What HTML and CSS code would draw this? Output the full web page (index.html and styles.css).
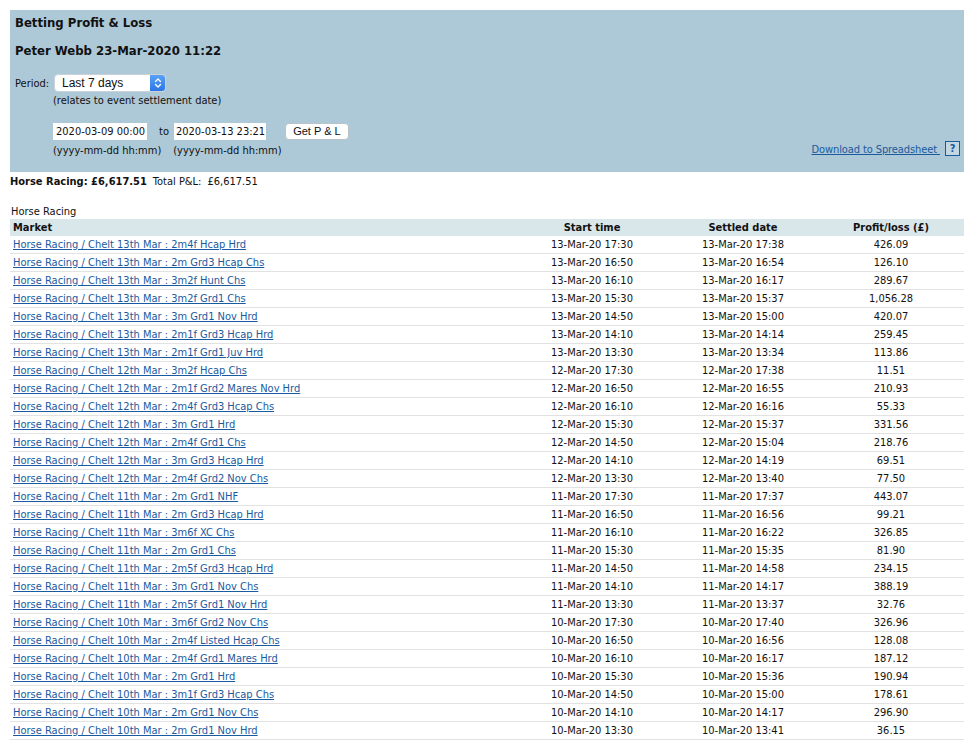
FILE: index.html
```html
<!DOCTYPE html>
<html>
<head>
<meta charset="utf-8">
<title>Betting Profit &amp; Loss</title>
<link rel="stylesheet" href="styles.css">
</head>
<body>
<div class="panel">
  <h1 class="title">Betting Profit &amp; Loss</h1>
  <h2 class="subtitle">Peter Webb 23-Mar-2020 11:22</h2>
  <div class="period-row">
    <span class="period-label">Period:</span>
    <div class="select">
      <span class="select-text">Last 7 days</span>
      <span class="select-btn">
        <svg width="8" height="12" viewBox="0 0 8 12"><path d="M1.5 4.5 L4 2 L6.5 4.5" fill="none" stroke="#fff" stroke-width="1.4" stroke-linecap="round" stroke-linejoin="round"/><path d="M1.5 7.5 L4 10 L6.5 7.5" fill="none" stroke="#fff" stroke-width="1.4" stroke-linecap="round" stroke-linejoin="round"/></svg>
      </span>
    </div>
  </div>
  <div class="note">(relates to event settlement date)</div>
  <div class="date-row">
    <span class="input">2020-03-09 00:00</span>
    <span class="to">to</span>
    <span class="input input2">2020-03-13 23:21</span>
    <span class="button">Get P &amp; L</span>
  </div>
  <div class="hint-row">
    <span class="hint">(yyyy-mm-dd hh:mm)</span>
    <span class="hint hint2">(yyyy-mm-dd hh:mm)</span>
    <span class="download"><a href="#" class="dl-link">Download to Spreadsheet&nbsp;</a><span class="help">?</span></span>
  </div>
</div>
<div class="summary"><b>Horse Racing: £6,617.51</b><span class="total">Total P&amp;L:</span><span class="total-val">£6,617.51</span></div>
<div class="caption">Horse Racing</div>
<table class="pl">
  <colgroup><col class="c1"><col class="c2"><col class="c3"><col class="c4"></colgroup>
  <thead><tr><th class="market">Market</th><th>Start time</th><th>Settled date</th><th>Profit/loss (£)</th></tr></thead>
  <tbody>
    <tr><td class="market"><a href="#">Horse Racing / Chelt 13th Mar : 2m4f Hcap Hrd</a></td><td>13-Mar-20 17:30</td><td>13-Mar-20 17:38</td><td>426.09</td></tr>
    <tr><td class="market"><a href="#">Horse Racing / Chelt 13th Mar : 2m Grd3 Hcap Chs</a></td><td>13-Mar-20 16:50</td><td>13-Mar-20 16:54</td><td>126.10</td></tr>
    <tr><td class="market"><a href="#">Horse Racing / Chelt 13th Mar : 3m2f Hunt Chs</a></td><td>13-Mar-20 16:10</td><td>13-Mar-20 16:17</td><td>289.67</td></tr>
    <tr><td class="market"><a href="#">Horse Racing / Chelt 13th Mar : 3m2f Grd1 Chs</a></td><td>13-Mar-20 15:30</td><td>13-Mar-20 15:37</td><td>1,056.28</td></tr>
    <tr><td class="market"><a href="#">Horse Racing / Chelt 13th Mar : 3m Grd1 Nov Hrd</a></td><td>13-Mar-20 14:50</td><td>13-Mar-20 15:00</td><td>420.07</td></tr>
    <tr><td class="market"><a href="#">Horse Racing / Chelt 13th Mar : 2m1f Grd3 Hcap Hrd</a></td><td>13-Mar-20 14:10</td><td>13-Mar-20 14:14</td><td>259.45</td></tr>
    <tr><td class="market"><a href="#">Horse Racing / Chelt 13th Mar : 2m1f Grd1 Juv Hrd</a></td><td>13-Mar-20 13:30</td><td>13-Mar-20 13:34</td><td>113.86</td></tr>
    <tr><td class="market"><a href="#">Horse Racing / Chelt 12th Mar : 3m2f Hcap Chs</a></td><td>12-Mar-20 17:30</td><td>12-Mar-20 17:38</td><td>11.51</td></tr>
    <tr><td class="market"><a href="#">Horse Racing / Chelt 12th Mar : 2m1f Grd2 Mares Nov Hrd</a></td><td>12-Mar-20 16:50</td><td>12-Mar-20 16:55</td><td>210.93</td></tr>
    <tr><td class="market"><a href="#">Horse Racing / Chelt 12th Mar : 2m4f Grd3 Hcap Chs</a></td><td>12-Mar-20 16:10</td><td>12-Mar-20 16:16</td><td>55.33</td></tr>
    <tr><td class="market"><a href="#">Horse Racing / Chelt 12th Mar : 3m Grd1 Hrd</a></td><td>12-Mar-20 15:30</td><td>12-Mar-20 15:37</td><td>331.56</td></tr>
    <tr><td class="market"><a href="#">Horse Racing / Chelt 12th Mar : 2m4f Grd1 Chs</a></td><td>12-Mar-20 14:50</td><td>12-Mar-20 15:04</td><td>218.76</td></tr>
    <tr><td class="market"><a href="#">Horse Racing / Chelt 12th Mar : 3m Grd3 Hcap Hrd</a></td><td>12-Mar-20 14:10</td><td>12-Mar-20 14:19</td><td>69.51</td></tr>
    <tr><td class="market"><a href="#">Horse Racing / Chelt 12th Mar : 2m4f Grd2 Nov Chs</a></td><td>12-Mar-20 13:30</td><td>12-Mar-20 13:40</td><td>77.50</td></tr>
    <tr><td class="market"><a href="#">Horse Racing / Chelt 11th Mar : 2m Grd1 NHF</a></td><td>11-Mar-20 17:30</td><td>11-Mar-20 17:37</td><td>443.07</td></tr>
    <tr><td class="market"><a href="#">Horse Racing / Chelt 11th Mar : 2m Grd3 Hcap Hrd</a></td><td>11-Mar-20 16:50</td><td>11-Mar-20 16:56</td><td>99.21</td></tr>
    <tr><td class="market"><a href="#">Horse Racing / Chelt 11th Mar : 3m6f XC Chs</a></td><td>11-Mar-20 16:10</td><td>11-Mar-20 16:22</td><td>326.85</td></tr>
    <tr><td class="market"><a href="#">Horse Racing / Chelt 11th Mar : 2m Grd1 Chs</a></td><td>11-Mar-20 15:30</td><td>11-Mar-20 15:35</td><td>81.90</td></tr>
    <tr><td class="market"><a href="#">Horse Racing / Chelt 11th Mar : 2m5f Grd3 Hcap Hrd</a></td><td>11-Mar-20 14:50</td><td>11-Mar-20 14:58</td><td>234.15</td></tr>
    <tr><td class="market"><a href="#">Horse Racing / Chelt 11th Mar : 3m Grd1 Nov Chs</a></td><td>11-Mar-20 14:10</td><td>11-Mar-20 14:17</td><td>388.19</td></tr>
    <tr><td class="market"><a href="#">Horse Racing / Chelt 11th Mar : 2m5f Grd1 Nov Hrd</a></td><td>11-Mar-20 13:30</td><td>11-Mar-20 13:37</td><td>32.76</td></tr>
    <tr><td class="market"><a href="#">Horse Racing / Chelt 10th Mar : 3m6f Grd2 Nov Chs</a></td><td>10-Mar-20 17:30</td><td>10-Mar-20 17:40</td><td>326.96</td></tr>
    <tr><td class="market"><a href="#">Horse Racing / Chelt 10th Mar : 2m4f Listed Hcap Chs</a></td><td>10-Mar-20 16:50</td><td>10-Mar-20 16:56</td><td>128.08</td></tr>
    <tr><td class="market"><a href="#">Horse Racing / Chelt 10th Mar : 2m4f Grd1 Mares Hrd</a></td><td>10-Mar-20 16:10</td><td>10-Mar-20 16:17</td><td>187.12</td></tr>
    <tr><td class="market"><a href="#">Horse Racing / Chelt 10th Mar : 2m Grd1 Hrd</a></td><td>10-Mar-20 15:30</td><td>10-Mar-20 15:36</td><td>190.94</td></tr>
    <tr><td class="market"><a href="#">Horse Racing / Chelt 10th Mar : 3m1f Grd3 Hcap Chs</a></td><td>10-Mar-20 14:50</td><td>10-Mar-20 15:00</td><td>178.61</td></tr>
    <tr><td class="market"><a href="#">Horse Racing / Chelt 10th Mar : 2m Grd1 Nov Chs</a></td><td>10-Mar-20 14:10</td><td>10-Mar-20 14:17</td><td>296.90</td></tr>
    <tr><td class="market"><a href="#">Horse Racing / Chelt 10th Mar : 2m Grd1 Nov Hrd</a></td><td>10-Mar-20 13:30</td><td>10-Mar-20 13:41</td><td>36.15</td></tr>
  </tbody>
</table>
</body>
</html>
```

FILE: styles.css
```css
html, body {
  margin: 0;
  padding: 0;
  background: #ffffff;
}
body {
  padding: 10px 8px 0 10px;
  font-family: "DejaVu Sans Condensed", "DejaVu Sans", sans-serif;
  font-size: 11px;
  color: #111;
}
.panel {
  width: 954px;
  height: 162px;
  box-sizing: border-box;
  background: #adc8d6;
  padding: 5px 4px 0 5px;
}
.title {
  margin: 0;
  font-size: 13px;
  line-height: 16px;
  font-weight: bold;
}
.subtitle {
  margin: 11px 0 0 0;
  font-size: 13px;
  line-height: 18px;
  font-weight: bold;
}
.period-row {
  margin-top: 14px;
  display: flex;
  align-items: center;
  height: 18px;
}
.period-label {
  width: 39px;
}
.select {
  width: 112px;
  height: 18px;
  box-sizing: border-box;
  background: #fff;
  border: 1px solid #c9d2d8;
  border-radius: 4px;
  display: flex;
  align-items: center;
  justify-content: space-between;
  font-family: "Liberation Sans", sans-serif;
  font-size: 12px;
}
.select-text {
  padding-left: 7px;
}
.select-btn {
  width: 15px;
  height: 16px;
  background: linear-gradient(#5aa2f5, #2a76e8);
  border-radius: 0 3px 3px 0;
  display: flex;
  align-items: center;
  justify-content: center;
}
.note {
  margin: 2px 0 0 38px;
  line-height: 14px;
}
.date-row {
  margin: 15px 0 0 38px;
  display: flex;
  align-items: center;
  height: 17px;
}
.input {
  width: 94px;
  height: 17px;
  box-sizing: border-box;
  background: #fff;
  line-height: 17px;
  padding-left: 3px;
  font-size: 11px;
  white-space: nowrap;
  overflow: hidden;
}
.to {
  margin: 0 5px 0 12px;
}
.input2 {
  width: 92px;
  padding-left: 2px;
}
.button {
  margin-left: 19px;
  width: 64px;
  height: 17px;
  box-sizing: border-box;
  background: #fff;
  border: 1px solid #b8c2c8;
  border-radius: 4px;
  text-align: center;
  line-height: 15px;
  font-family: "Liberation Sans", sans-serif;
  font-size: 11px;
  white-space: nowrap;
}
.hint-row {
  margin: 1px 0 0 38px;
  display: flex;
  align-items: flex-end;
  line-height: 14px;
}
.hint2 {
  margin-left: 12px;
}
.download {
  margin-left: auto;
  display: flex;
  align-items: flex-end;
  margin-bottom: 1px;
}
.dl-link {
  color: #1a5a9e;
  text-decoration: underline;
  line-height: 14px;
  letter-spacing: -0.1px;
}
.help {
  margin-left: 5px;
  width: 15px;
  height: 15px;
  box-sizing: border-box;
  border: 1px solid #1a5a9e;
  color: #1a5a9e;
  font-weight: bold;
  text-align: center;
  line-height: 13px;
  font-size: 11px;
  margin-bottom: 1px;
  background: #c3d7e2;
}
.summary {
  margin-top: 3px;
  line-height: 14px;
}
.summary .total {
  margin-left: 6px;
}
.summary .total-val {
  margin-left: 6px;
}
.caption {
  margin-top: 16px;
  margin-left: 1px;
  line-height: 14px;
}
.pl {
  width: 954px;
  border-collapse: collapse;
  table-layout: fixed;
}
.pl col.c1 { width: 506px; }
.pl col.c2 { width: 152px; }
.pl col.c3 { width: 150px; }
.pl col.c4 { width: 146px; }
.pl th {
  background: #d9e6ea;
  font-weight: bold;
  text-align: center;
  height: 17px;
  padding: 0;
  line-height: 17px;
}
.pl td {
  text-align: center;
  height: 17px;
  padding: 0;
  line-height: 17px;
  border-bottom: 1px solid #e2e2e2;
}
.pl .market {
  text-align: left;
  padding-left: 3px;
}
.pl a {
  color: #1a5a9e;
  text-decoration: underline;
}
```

┄┄┄┄┄┄

- [Description of the task]: In the data above, tally the lines holding "index" and answer with the figure only.

- [Complete response]: 2